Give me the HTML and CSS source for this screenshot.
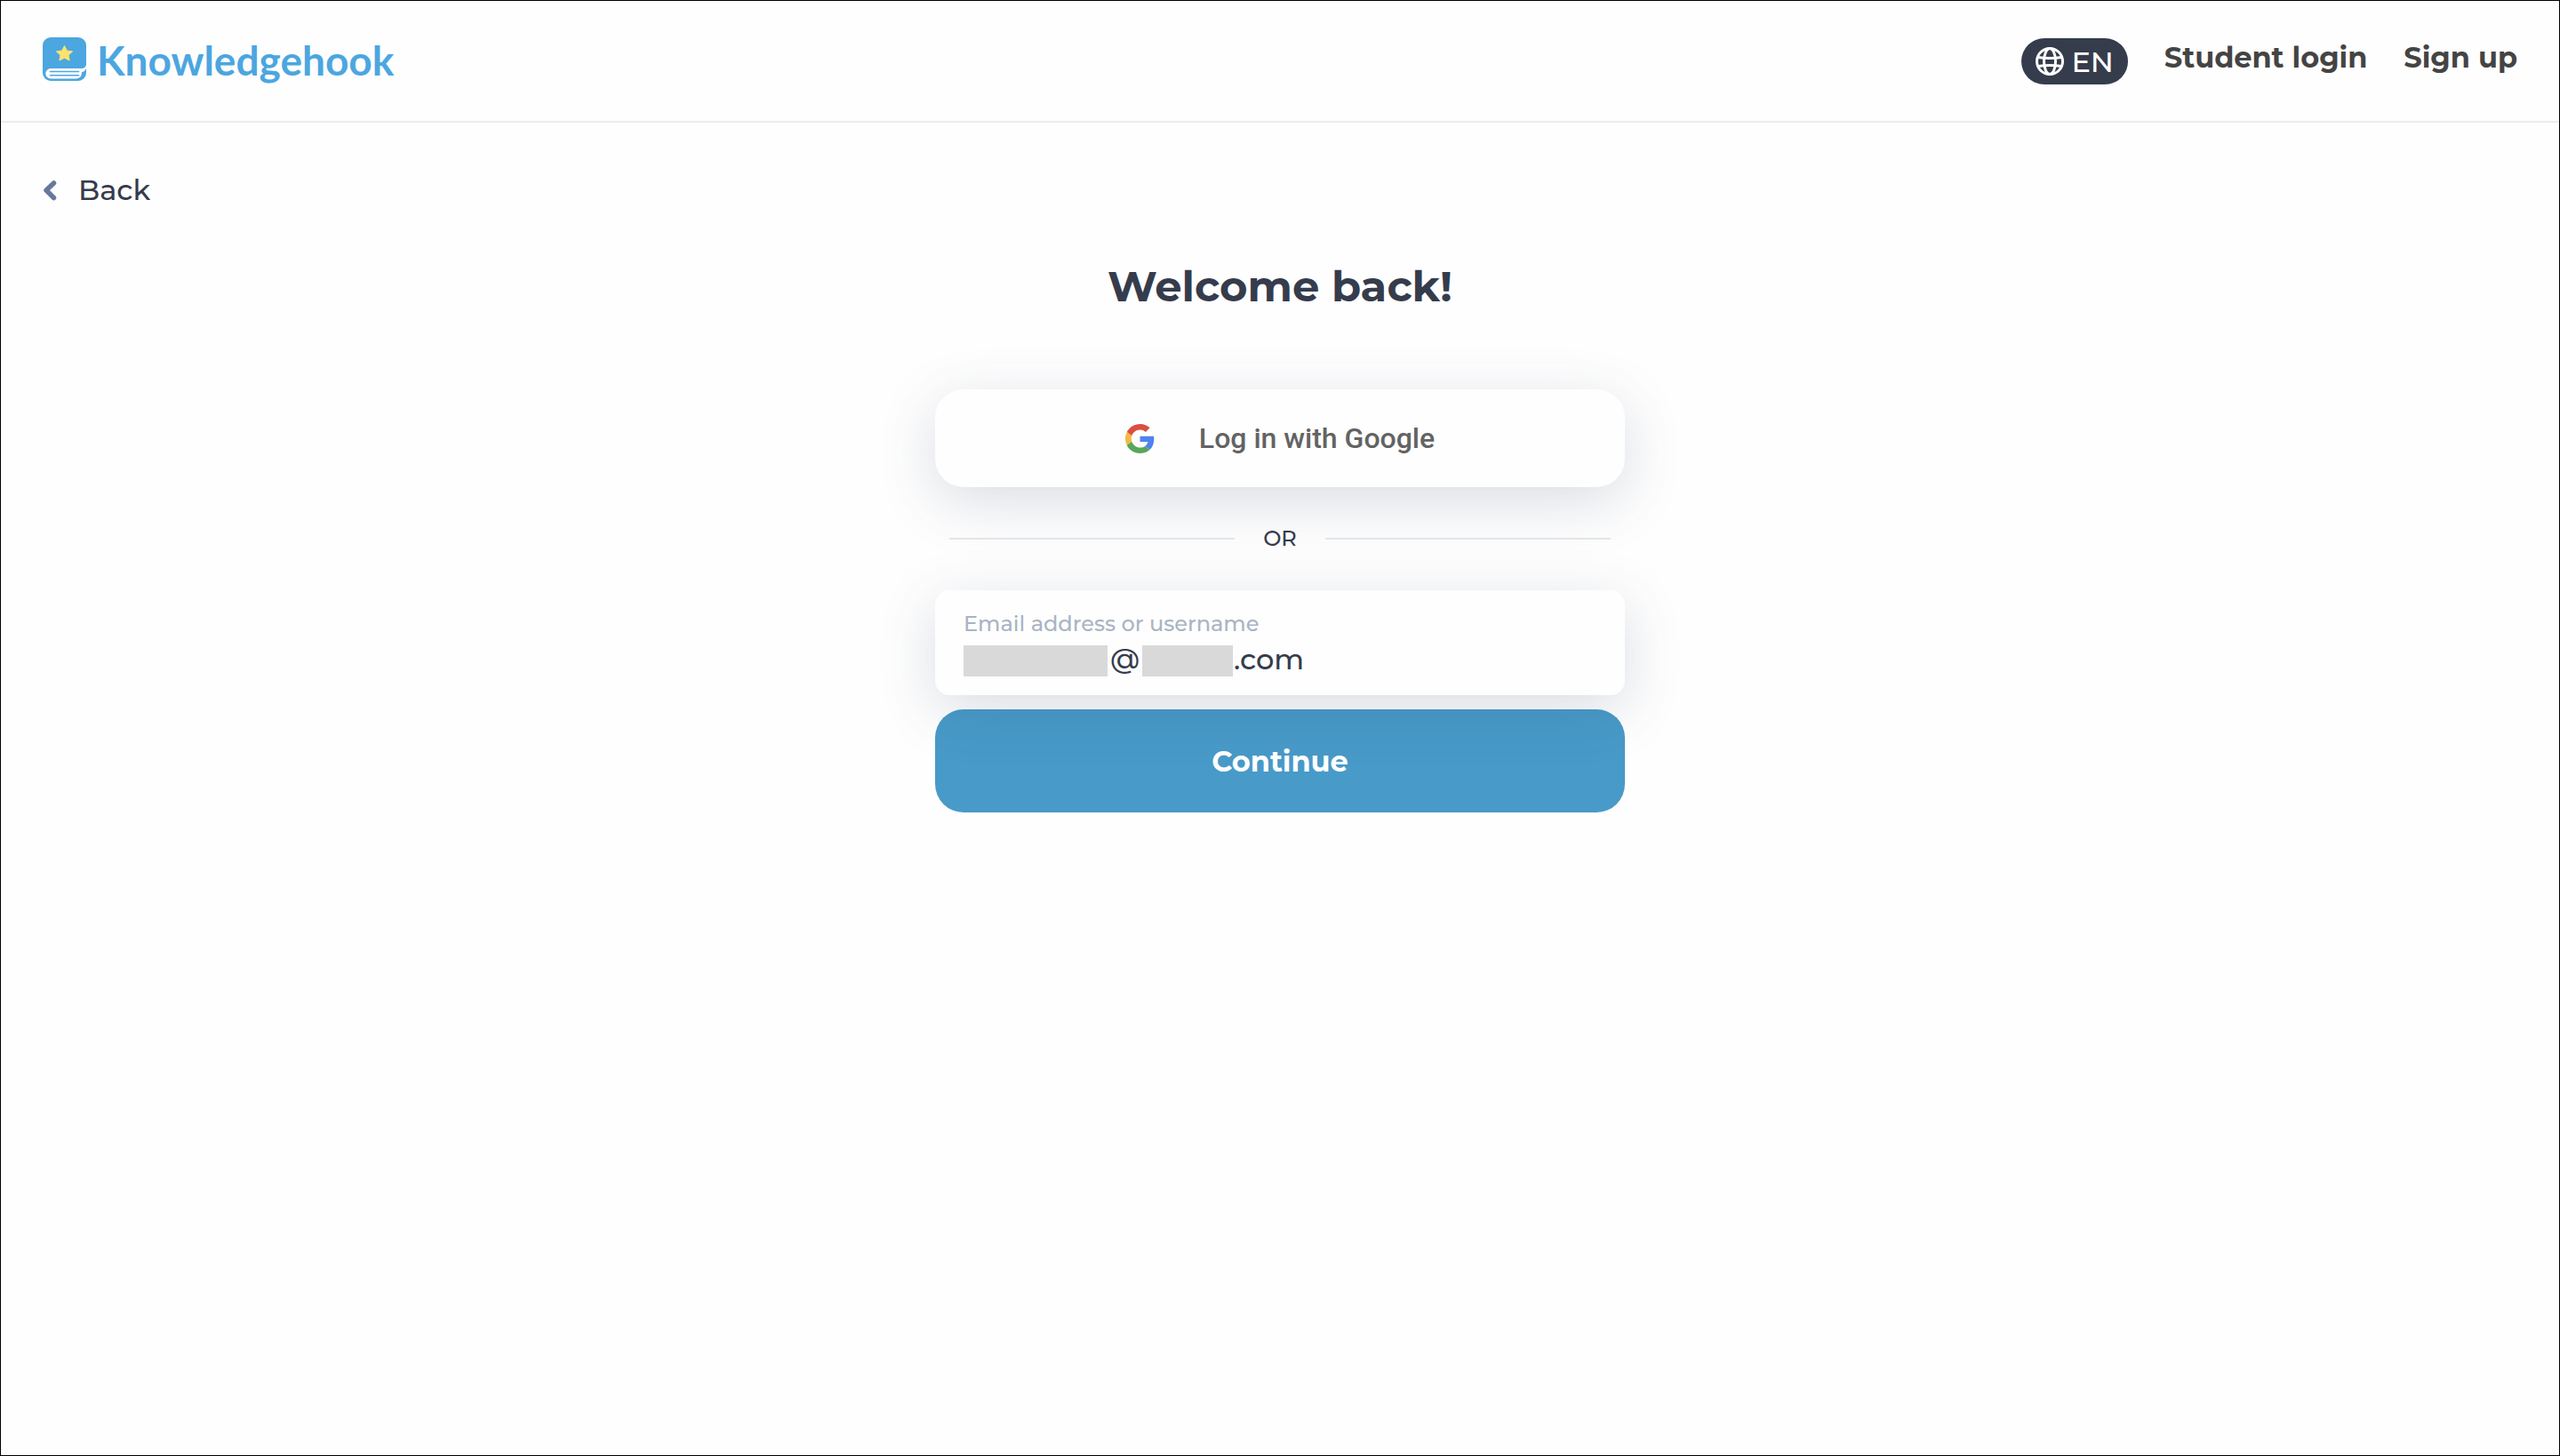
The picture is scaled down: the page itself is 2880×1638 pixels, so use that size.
FILE: index.html
```html
<!DOCTYPE html>
<html lang="en">
<head>
  <meta charset="UTF-8">
  <meta name="viewport" content="width=device-width, initial-scale=1.0">
  <title>Log in | Knowledgehook</title>
  <link rel="stylesheet" href="styles.css">
</head>
<body>

  <!-- Header -->
  <header class="header">
    <a class="logo" href="#">
      <svg class="logo-icon" viewBox="0 0 49 49" aria-hidden="true">
        <rect width="49" height="49" rx="9" fill="#4ca6e0"/>
        <path d="M49 30.500C48.500 34 46.500 35 43 35H9a5.700 5.700 0 0 0 0 11.400H37.500C42 46.400 44 43.500 44 39.300C47 38.500 49 36.500 49 34z" fill="#fff"/>
        <path d="M8.500 38.500H40.500M8.500 42.800H40.500" stroke="#4ca6e0" stroke-width="1.600" stroke-linecap="round"/>
        <path d="M24.500 9.500L27.300 15L33.600 15.900L29 20.100L30.200 26L24.500 23.200L18.800 26L20 20.100L15.400 15.900L21.700 15z" fill="#fbe36f" stroke="#fbe36f" stroke-width="1" stroke-linejoin="round"/>
      </svg>
      <span class="logo-text">Knowledgehook</span>
    </a>

    <nav class="nav">
      <button class="language" type="button" aria-label="Language: EN">
        <svg class="globe" viewBox="0 0 32 32" fill="none" stroke="#fff" stroke-width="3" aria-hidden="true">
          <circle cx="16" cy="16" r="14.500"/>
          <ellipse cx="16" cy="16" rx="6.500" ry="14.500"/>
          <path d="M3 11.500Q16 13.500 29 11.500M3 21.500Q16 19.500 29 21.500"/>
        </svg>
        EN
      </button>
      <a class="nav-link" href="#">Student login</a>
      <a class="nav-link" href="#">Sign up</a>
    </nav>
  </header>

  <a class="back" href="#">
    <svg class="chevron" viewBox="0 0 16 24" aria-hidden="true">
      <path d="M12.500 4L4 12L12.500 20.500" fill="none" stroke="#67799b" stroke-width="5.500" stroke-linecap="round" stroke-linejoin="round"/>
    </svg>
    Back
  </a>

  <!-- Login Form -->
  <main class="login">
    <h1>Welcome back!</h1>

    <button class="google-button" type="button">
      <svg class="google-icon" viewBox="0 0 48 48" aria-hidden="true">
        <path fill="#db4f40" d="M24 9.500c3.540 0 6.710 1.220 9.210 3.600l6.850-6.850C35.900 2.380 30.470 0 24 0 14.620 0 6.510 5.380 2.560 13.220l7.980 6.190C12.430 13.720 17.740 9.500 24 9.500z"/>
        <path fill="#4f83ed" d="M46.980 24.550c0-1.570-.150-3.090-.380-4.550H24v9.020h12.940c-.580 2.960-2.260 5.480-4.780 7.180l7.730 6c4.510-4.180 7.090-10.360 7.090-17.650z"/>
        <path fill="#f0bb41" d="M10.530 28.590c-.480-1.450-.760-2.990-.760-4.590s.270-3.140.760-4.590l-7.980-6.190C.920 16.460 0 20.120 0 24c0 3.880.920 7.540 2.560 10.780l7.970-6.190z"/>
        <path fill="#58a55c" d="M24 48c6.480 0 11.930-2.130 15.890-5.810l-7.730-6c-2.150 1.450-4.920 2.300-8.160 2.300-6.260 0-11.570-4.220-13.470-9.910l-7.980 6.190C6.510 42.620 14.620 48 24 48z"/>
      </svg>
      Log in with Google
    </button>

    <div class="divider">OR</div>

    <form class="login-form">
      <div class="field">
        <label for="username">Email address or username</label>
        <div class="field-value">
          <span class="hidden-name"></span>
          <span class="at">@</span>
          <span class="hidden-domain"></span>
          <input type="text" id="username" value=".com">
        </div>
      </div>
      <button class="continue-button" type="button">Continue</button>
    </form>
  </main>

</body>
</html>
```
FILE: styles.css
```css
/* General Styles */
* {
  box-sizing: border-box;
}

body {
  margin: 0;
  min-height: 100vh;
  border: 1px solid #000;
  background: #fefefe;
  color: #353c4c;
  font-family: Montserrat, Inter, sans-serif;
  font-size: 32px;
  font-weight: 500;
}

a {
  color: inherit;
  text-decoration: none;
}

button,
input {
  border: none;
  font: inherit;
  color: inherit;
}

button {
  cursor: pointer;
}

/* Header */
.header {
  display: flex;
  justify-content: space-between;
  align-items: flex-start;
  height: 137px;
  padding: 41px 47px 0;
  border-bottom: 2px solid #ebebeb;
}

.logo {
  display: flex;
  gap: 12px;
}

.logo-icon {
  width: 49px;
  height: 49px;
}

.logo-text {
  color: #4ca6e0;
  font-family: Lato, sans-serif;
  font-size: 46px;
  font-weight: 700;
  line-height: 52px;
}

.nav {
  display: flex;
  gap: 41px;
}

.language {
  display: flex;
  align-items: center;
  gap: 8px;
  height: 52px;
  margin-top: 1px;
  padding: 0 16px;
  border-radius: 26px;
  background: #353c4c;
  color: #fff;
}

.globe {
  width: 32px;
  height: 32px;
}

.nav-link {
  color: #444;
  font-weight: 700;
  line-height: 46px;
}

/* Back Link */
.back {
  display: inline-flex;
  align-items: center;
  gap: 24px;
  padding: 56px 47px 0;
  line-height: 40px;
}

.chevron {
  width: 16px;
  height: 24px;
}

/* Login */
.login {
  width: 100%;
  max-width: 776px;
  margin: 0 auto;
}

h1 {
  margin: 56px 0 84px;
  font-size: 48px;
  font-weight: 700;
  line-height: 64px;
  text-align: center;
}

.google-button {
  display: flex;
  justify-content: center;
  align-items: center;
  gap: 50px;
  width: 100%;
  height: 110px;
  border-radius: 32px;
  background: #fefefe;
  box-shadow: 0 16px 64px rgba(53, 72, 104, 0.18);
  color: #636363;
  font-family: Roboto, sans-serif;
}

.google-icon {
  width: 33px;
  height: 33px;
}

.divider {
  display: flex;
  align-items: center;
  gap: 32px;
  margin: 40px 16px;
  font-size: 24px;
  line-height: 36px;
}

.divider::before,
.divider::after {
  content: "";
  flex: 1;
  height: 2px;
  background: #e3e5ea;
}

.field {
  position: relative;
  z-index: 1;
  height: 118px;
  margin-bottom: 16px;
  padding: 22px 32px 0;
  border-radius: 16px;
  background: #fefefe;
  box-shadow: 0 16px 64px rgba(53, 72, 104, 0.18);
}

.field label {
  display: block;
  color: #a9b4c4;
  font-size: 24px;
  line-height: 32px;
}

.field-value {
  display: flex;
  align-items: flex-start;
  margin-top: 8px;
  line-height: 30px;
}

/* Masked parts of the address */
.hidden-name,
.hidden-domain {
  height: 35px;
  background: #d9d9d9;
}

.hidden-name {
  width: 162px;
}

.hidden-domain {
  width: 102px;
}

.at {
  padding: 0 3px;
}

.field input {
  flex: 1;
  min-width: 0;
  height: 30px;
  padding: 0 0 0 1px;
  background: none;
  outline: none;
}

.continue-button {
  width: 100%;
  height: 116px;
  border-radius: 32px;
  background: #489ac8;
  color: #fff;
  font-weight: 700;
}
```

____

Aim: Look through the data and gather every line with the string "size" in it.

Correct answer:
The picture is scaled down: the page itself is 2880×1638 pixels, so use that size.
  font-size: 32px;
  font-size: 46px;
  font-size: 48px;
  font-size: 24px;
  font-size: 24px;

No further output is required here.